[begin RECORDS SHOWN]

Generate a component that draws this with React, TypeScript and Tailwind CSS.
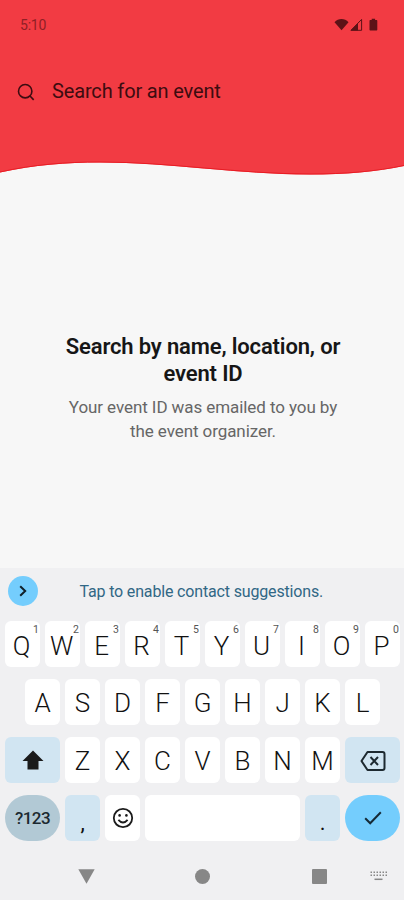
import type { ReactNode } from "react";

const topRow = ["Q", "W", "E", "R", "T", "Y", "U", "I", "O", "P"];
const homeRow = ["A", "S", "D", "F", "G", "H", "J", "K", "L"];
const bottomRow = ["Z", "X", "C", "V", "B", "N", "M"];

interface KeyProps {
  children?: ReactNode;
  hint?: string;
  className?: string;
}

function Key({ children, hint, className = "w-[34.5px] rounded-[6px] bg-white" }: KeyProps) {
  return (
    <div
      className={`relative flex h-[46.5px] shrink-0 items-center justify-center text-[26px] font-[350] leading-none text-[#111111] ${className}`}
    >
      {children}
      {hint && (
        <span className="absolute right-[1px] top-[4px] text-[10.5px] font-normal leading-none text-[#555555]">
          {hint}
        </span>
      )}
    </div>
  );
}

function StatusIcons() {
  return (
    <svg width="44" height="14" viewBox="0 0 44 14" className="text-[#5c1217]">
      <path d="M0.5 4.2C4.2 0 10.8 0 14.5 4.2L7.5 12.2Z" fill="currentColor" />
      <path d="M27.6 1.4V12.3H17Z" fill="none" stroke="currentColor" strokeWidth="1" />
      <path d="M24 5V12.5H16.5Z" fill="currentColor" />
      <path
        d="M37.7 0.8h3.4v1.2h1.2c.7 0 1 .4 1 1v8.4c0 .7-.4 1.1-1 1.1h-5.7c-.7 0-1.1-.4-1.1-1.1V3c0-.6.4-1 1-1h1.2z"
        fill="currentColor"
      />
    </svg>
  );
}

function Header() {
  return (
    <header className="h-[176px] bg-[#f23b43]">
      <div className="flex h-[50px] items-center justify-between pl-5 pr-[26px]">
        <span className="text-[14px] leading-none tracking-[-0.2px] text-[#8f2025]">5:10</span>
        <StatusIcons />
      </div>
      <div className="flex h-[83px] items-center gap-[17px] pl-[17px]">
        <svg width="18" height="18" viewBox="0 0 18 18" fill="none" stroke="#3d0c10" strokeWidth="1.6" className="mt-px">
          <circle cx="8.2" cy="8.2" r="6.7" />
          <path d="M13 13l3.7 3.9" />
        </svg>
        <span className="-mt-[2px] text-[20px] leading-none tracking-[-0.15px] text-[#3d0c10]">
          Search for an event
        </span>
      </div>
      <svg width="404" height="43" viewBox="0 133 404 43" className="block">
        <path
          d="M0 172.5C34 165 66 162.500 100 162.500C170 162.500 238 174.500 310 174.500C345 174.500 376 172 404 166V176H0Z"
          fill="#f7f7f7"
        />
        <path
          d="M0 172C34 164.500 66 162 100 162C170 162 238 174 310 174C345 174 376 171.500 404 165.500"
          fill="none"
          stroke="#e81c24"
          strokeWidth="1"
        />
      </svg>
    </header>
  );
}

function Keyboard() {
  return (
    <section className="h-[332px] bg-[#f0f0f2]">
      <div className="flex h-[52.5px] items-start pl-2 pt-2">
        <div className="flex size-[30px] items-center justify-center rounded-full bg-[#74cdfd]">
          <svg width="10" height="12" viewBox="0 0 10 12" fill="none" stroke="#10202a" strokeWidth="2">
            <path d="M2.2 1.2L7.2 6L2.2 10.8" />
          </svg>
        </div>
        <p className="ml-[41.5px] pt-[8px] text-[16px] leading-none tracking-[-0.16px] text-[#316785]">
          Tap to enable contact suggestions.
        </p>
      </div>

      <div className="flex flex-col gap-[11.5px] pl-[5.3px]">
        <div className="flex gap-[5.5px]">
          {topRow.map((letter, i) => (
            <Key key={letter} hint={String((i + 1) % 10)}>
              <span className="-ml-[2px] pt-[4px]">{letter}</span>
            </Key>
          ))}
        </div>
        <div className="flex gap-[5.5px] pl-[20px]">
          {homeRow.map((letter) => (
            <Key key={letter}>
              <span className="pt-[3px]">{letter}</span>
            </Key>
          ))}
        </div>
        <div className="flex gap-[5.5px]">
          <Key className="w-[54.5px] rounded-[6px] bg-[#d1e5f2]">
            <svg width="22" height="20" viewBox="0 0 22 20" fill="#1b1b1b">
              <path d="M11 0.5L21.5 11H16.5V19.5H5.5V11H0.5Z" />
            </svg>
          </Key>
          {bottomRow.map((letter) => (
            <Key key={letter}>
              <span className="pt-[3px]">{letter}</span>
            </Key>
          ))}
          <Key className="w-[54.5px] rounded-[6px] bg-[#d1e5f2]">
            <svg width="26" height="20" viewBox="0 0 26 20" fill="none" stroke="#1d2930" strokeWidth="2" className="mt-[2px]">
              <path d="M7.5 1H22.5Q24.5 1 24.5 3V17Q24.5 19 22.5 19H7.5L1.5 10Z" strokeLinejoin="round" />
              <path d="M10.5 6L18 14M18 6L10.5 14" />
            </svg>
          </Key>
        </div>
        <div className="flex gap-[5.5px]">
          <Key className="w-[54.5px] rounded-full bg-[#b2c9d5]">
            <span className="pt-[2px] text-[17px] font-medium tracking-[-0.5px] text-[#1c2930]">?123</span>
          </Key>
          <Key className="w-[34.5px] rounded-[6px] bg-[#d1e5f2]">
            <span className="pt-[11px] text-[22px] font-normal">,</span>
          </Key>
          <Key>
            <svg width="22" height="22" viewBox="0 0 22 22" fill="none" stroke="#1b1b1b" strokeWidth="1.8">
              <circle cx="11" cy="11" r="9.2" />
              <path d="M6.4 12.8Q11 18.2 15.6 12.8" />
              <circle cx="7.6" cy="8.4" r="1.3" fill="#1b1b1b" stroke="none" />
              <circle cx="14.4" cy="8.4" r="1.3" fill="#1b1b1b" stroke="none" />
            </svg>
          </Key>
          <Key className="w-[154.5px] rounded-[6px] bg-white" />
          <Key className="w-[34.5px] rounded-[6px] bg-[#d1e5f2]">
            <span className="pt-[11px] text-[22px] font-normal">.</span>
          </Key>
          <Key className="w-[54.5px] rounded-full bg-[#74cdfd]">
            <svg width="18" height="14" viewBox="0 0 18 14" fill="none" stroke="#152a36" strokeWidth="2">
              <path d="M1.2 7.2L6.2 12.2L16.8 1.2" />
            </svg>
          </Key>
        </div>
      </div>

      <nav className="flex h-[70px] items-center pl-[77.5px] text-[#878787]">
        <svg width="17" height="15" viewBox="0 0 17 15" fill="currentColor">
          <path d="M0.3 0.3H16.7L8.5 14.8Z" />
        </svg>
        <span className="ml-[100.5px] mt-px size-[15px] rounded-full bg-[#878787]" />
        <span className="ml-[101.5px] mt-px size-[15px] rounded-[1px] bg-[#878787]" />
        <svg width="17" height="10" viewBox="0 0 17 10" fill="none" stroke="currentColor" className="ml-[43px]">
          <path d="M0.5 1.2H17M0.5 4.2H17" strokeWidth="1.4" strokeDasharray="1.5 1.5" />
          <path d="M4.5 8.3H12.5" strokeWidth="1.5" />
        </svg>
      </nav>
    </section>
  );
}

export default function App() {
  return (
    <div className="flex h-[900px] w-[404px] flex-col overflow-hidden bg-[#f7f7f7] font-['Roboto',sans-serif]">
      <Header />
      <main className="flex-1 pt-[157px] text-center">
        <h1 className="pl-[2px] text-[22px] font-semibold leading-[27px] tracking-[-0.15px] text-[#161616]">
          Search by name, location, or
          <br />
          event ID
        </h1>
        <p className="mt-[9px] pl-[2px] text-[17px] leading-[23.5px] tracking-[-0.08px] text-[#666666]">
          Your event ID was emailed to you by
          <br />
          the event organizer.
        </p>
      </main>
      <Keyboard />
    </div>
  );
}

[end RECORDS SHOWN]
[begin RECORDS SHOWN]

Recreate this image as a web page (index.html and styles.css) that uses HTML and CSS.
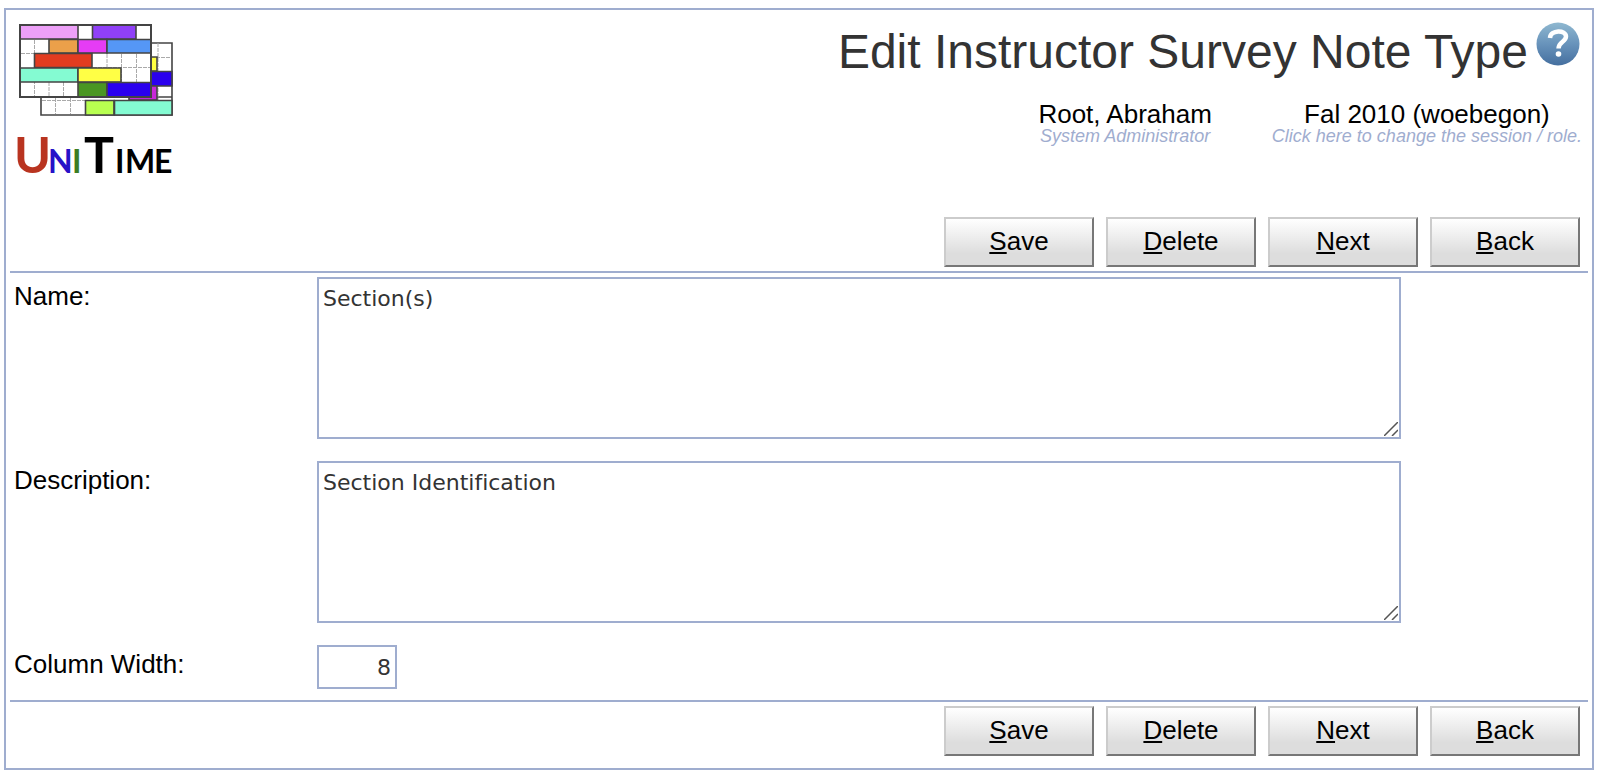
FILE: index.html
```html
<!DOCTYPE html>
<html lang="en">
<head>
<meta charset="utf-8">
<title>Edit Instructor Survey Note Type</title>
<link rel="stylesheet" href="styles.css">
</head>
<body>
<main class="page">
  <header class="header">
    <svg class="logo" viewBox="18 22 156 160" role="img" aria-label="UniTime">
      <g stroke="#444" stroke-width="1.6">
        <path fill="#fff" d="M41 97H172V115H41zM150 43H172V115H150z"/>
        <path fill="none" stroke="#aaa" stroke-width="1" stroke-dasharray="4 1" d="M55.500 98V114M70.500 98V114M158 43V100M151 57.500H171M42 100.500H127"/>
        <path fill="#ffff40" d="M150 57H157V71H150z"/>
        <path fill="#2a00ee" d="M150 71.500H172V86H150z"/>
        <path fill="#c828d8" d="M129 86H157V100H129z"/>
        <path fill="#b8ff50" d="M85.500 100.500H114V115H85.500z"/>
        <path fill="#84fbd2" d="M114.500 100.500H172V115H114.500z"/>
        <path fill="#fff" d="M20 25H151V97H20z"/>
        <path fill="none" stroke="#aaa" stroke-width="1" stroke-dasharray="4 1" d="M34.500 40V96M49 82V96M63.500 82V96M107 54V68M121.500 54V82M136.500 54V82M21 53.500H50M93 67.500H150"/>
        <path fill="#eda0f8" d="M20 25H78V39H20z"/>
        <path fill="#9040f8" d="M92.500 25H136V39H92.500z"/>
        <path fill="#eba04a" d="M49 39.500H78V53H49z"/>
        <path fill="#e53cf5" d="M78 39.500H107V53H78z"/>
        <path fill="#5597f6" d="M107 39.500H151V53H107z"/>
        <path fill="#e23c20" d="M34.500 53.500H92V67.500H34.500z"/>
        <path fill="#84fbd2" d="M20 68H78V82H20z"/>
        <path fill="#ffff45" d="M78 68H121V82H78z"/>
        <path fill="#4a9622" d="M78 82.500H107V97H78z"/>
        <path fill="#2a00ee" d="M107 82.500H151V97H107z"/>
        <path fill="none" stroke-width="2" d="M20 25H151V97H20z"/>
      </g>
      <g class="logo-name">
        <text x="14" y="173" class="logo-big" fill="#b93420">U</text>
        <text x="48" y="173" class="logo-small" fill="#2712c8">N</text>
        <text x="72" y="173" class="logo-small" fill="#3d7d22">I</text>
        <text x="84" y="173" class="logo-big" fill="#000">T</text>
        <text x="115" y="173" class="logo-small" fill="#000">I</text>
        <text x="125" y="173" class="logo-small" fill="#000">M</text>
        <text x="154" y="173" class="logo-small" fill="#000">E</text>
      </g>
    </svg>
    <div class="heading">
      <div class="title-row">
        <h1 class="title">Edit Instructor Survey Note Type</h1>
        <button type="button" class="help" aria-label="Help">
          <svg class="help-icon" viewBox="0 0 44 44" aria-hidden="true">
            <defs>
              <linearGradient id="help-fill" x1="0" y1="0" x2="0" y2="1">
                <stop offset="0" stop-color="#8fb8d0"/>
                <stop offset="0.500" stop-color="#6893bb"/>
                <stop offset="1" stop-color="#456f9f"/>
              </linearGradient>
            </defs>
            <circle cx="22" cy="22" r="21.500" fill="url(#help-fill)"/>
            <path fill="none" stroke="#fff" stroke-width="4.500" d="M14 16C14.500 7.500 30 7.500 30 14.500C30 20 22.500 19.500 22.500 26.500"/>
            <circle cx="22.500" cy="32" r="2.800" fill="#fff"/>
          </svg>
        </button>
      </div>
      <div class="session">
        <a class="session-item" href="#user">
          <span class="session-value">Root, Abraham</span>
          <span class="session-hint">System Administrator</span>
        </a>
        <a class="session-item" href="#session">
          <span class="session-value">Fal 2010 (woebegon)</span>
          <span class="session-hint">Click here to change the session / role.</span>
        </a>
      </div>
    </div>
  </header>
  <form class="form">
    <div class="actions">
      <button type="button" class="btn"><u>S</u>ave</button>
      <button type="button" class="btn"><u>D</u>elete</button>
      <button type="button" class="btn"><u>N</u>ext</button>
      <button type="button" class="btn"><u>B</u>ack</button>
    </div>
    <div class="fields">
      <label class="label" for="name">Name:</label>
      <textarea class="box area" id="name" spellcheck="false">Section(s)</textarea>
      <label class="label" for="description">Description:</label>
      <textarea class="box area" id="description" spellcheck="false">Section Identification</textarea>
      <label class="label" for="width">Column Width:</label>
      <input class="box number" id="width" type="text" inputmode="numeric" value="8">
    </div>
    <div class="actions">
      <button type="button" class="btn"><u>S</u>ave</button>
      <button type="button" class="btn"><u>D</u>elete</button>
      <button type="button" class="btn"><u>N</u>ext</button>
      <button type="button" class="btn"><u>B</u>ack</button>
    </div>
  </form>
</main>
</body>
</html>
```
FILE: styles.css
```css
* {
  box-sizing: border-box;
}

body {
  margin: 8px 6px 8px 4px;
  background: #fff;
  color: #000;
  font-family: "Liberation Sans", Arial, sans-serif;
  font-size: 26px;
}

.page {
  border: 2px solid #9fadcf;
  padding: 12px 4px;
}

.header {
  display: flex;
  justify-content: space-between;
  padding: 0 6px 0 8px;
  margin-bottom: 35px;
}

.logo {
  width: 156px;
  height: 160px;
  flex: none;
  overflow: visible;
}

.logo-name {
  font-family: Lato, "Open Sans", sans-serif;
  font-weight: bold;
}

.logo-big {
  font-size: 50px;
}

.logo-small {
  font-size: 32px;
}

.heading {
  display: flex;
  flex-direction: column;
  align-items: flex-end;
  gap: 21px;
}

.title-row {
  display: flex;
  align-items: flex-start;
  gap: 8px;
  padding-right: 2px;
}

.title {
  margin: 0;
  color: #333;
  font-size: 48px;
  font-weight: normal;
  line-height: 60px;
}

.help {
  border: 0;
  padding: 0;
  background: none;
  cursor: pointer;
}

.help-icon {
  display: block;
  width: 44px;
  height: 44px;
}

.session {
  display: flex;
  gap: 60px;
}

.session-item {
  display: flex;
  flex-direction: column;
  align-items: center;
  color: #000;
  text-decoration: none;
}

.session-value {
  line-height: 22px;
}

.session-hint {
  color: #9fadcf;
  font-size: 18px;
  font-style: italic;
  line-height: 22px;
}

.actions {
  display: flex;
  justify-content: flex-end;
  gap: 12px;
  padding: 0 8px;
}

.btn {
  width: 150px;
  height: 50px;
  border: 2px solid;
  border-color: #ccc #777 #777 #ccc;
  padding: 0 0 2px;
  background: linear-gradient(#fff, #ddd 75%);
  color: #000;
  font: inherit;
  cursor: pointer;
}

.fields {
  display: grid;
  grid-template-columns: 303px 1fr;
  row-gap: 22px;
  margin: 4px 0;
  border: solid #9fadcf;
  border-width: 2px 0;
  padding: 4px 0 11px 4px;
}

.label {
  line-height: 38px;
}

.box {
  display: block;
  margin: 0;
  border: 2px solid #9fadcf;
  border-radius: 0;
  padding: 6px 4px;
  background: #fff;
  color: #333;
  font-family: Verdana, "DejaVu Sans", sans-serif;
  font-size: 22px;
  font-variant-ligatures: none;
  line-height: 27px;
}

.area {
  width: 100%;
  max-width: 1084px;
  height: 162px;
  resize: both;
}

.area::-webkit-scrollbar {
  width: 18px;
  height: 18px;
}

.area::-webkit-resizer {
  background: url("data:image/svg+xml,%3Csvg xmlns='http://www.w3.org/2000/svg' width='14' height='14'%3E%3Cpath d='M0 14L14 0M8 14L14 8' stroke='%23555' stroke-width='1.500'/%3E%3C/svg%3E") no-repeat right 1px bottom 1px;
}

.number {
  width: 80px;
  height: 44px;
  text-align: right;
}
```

[end RECORDS SHOWN]

▶ _DO THIS_: Identify and copy the lines holding the word "page".

▶ _TASK RESPONSE_:
Recreate this image as a web page (index.html and styles.css) that uses HTML and CSS.
<main class="page">
.page {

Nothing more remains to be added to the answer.